Both self-supervised learning and semi-supervised learning have the potential to learn from unlabeled data, and there should be more research in this field in the future. Studies in self-supervised learning have used interclass balanced benchmark datasets and have not yet considered the problem of imbalanced learning. Although it is not possible to categorize features learned from unlabeled data, there is no doubt that the learned features must be more representative of the majority class if imbalanced datasets are used to train models through self-supervised learning. Therefore, future research on self-supervised learning using imbalanced data will be initiated, while there should be improvements for imbalanced learning in semi-supervised deep learning algorithms. In addition, the DR diagnostic system not only discerns the presence or absence of symptoms, but also needs to grade the disease so that patients can understand the status of their illness in more detail, and thus take appropriate measures.

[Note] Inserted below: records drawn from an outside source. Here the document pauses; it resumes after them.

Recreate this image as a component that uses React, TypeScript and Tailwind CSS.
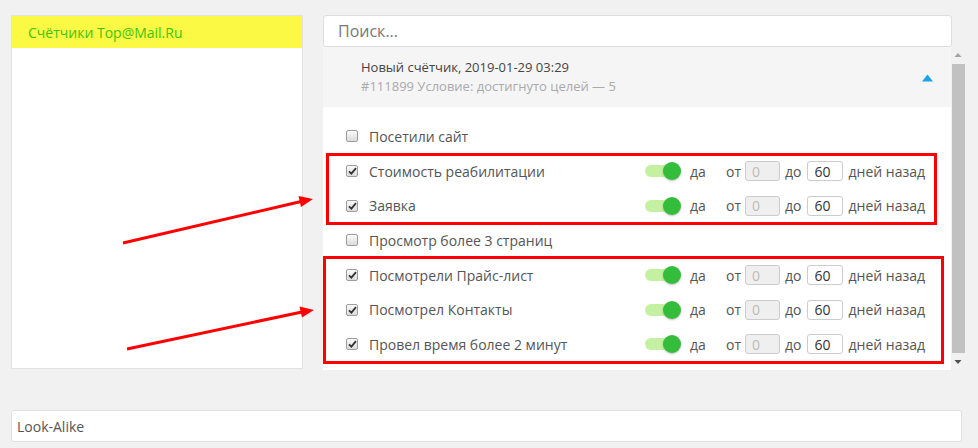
import React from "react";

// ─────────────────────────────────────────────────────────────
// Data
// ─────────────────────────────────────────────────────────────

interface Goal {
  name: string;
  checked: boolean;
}

const goals: Goal[] = [
  { name: "Посетили сайт", checked: false },
  { name: "Стоимость реабилитации", checked: true },
  { name: "Заявка", checked: true },
  { name: "Просмотр более 3 страниц", checked: false },
  { name: "Посмотрели Прайс-лист", checked: true },
  { name: "Посмотрел Контакты", checked: true },
  { name: "Провел время более 2 минут", checked: true },
];

const font = { fontFamily: '"Open Sans", "Liberation Sans", sans-serif' };

// ─────────────────────────────────────────────────────────────
// Small parts
// ─────────────────────────────────────────────────────────────

function Checkbox({ checked }: { checked: boolean }) {
  return (
    <span className="flex h-[12px] w-[12px] items-center justify-center rounded-[2px] border border-[#9d9d9d] bg-gradient-to-b from-[#fafafa] to-[#dcdcdc]">
      {checked && (
        <svg width="9" height="8" viewBox="0 0 9 8">
          <path d="M1 4.3 L3.4 6.6 L8 1.2" fill="none" stroke="#333" strokeWidth="1.8" />
        </svg>
      )}
    </span>
  );
}

function Toggle() {
  return (
    <span className="relative flex h-[18px] w-[36px] items-center">
      <span className="h-[12px] w-[32px] rounded-full bg-[#c4f0a2]" />
      <span className="absolute right-0 top-0 h-[18px] w-[18px] rounded-full bg-[#33bd3b] shadow-[0_1px_2px_rgba(0,0,0,0.25)]" />
    </span>
  );
}

function GoalRow({ goal }: { goal: Goal }) {
  return (
    <div className="flex h-[34.7px] items-center pl-[23px] text-[14px] text-[#555]">
      <Checkbox checked={goal.checked} />
      <span className="ml-[11px] w-[276px]">{goal.name}</span>
      {goal.checked && (
        <div className="flex items-center">
          <Toggle />
          <span className="ml-[9px] w-[36px]">да</span>
          <span>от</span>
          <span className="ml-[4px] flex h-[20px] w-[35px] items-center rounded-[3px] border border-[#ccc] bg-[#efefef] pl-[6px] text-[#bbb]">
            0
          </span>
          <span className="ml-[5px]">до</span>
          <span className="ml-[6px] flex h-[20px] w-[36px] items-center rounded-[3px] border border-[#ccc] bg-white pl-[6px] text-[#333]">
            60
          </span>
          <span className="ml-[5px]">дней назад</span>
        </div>
      )}
    </div>
  );
}

function Scrollbar() {
  return (
    <div className="flex w-[14px] flex-col items-center bg-[#f1f1f1]">
      <svg width="8" height="17" viewBox="0 0 8 17" className="shrink-0">
        <path d="M0.5 10 L4 6 L7.5 10 Z" fill="#a3a3a3" />
      </svg>
      <div className="w-[13px] flex-1 bg-[#c1c1c1]" />
      <svg width="8" height="17" viewBox="0 0 8 17" className="shrink-0">
        <path d="M0.5 7 L4 11 L7.5 7 Z" fill="#505050" />
      </svg>
    </div>
  );
}

// ─────────────────────────────────────────────────────────────
// Page
// ─────────────────────────────────────────────────────────────

export default function App() {
  return (
    <div className="relative h-[448px] w-[978px] overflow-hidden bg-[#f1f1f1]" style={font}>
      <div className="flex pl-[11px] pt-[15px]">
        {/* Left list */}
        <div className="h-[354px] w-[292px] border border-[#e2e2e2] bg-white">
          <div className="flex h-[32px] items-center bg-[#fcf944] pl-[16px] text-[14px] text-[#3cc50c]">
            Счётчики Top@Mail.Ru
          </div>
        </div>

        {/* Right column */}
        <div className="ml-[20px] flex flex-col">
          <div className="flex h-[32px] w-[629px] items-center rounded-[3px] border border-[#dedede] bg-white pl-[14px] text-[16px] text-[#777]">
            Поиск...
          </div>
          <div className="flex h-[323px]">
            <div className="w-[628px] overflow-hidden bg-white">
              <div className="flex h-[60px] items-center justify-between bg-[#f5f5f5] pl-[38px] pr-[18px]">
                <div className="flex flex-col leading-[19px]">
                  <span className="text-[13px] text-[#444]">Новый счётчик, 2019-01-29 03:29</span>
                  <span className="text-[13px] text-[#aaa]">#111899 Условие: достигнуто целей — 5</span>
                </div>
                <svg width="11" height="8" viewBox="0 0 11 8" className="mt-[1px]">
                  <path d="M0 7.5 L5.5 0.5 L11 7.5 Z" fill="#1ba3e6" />
                </svg>
              </div>
              <div className="pt-[12px]">
                {goals.map((g) => (
                  <GoalRow key={g.name} goal={g} />
                ))}
              </div>
            </div>
            <Scrollbar />
          </div>
        </div>
      </div>

      {/* Look-Alike */}
      <div className="ml-[11px] mt-[40px] flex h-[32px] w-[951px] items-center rounded-[3px] border border-[#e0e0e0] bg-white pl-[5px] text-[14px] text-[#555]">
        Look-Alike
      </div>

      {/* Annotations */}
      <div className="pointer-events-none absolute left-[326px] top-[153px] h-[72px] w-[611px] border-[3px] border-[#ff0000]" />
      <div className="pointer-events-none absolute left-[323px] top-[256px] h-[108px] w-[621px] border-[3px] border-[#ff0000]" />
      <svg className="pointer-events-none absolute left-0 top-0" width="978" height="448">
        <line x1="123" y1="243" x2="301" y2="201.5" stroke="#ff0000" strokeWidth="3" />
        <path d="M313 199 L298.5 196 L301 207 Z" fill="#ff0000" />
        <line x1="127" y1="349" x2="302" y2="312" stroke="#ff0000" strokeWidth="3" />
        <path d="M314 310 L299.5 306.5 L302 317.5 Z" fill="#ff0000" />
      </svg>
    </div>
  );
}
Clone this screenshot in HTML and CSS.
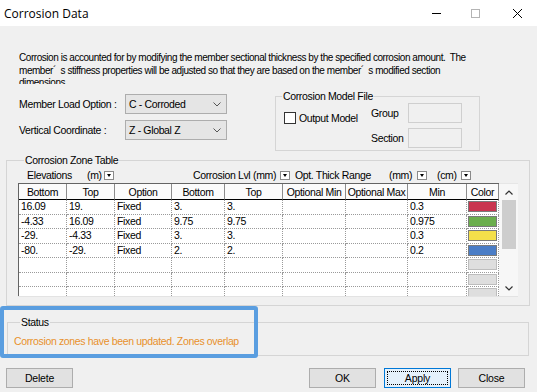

This study is limited to binary classification. Using self-training semi-supervised learning, which is not an efficient method, is also one of the limitations of our work. The current semi-supervised learning method with relatively better performance is the consistency regularization paradigm; however, since it also suffers from imbalanced learning, models have been restricted to training using balanced datasets. In this study, since we only focused on the learning problem arising from the use of imbalanced labeled datasets, only the self-trained method of iteratively generating balanced data using the reference provided by pseudo labeling was adopted. As can be seen from the data, the quantity of unlabeled data we used in the work did not reach a hundred times higher than the labeled data, which was limited by the availability of fundus data and limited computational resources. This study focused on how to utilize the unlabeled data in the method rather than improving the performance by the huge amount of data.